So, on balance there is a case for using (modest levels of) leverage even at current interest levels. In practice, as I said above, some of my leverage is deductible and there are other advantages to leverage; so there is a slightly bigger win than these numbers suggest. And if interest rates fall, which looks likely, then the advantages increase.

First principles

Based on the argument so far, it feels like the optimum level of leverage probably depends on three things:

  1. Interest rates.
    • Interest rates are currently a little bit higher than the medium term history.
    • The direction of travel is down. However we are unlikely to refer to the near zero levels of five years ago.
  2. Taxes. I’ve set out above the approximate levels of tax we’re enduring in the UK. This hasn’t changed too much over recent years, but one can’t ignore the possibility of radical changes, such as
    • Aligning capital gain rates with income tax rates
    • Charging National Insurance (the UK’s social charges) on investment income, which would put income taxes up by 2-11%
    • In the extreme, charging some form of wealth tax – e.g. taxing unrealised gains.
  3. Portfolio volatility:
    • My portfolio’s maximum drawdown since January 2013 has been 23%. The ‘maximum drawdown’ is the most it has lost, peak to trough, on a monthly basis during that time period. One might reasonably assume that the daily drawdown is slightly worse, but I don’t track that.
    • VWRL’s maximum drawdown (daily) since inception is 26%. I accept that VWRL is a close proxy for my portfolio. Its inception is actually similar to this blog – I have data for it since 2012.
    • The S&P’s maximum (daily) drawdown, according to Google, was either 57% in 2007-2009 or 60% from 2000 to 2013.
    • My portfolio is a bit more diversified than being purely S&P, but one might reasonably assume I need to be able to withstand a 50% drop in gross portfolio value.
    • It is hard to know if my volatility changes, so I generally treat my portfolio’s volatility as a constant, if you can get your head around that tautology.

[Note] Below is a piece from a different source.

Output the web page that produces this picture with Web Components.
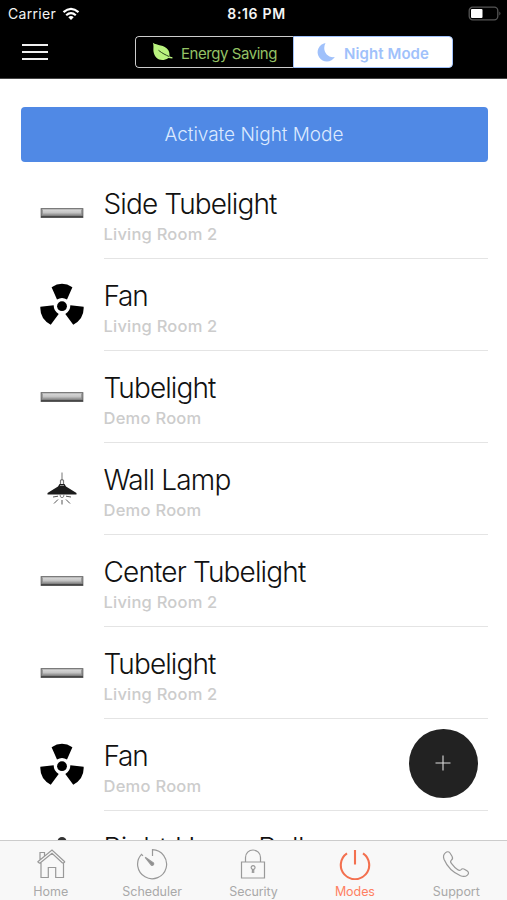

So, with those principle’s established, how do we set a target for a leverage level?

Option 1: Psychological target

Let’s start with the emotional angle. The cognitive bias. How might my family react if they suddenly have to pick up the pieces after some dreadful tragedy wipes out me and Mrs FvL in an instant?

Is there just an upper limit on what I should borrow? I have borrowed more than £1m via margin loans. That’s a lot of money. In theory I can imagine borrowing more than £10m. What amount is too much?

Or maybe the interest bill is something to apply a cap to? In summer 2023, I was paying more than £100k of interest. Out of post tax income. That felt like a lot. How would I feel paying >£1m a year of interest? Gulp.

If I had a £100m portfolio, would I have a problem with say £10m loan, and £500k annual interest charges?

It isn’t easy to be sure, but I don’t think I would have a problem with any of the levels above. So I don’t think the psychological / emotional approach holds lessons for the right level of leverage for me.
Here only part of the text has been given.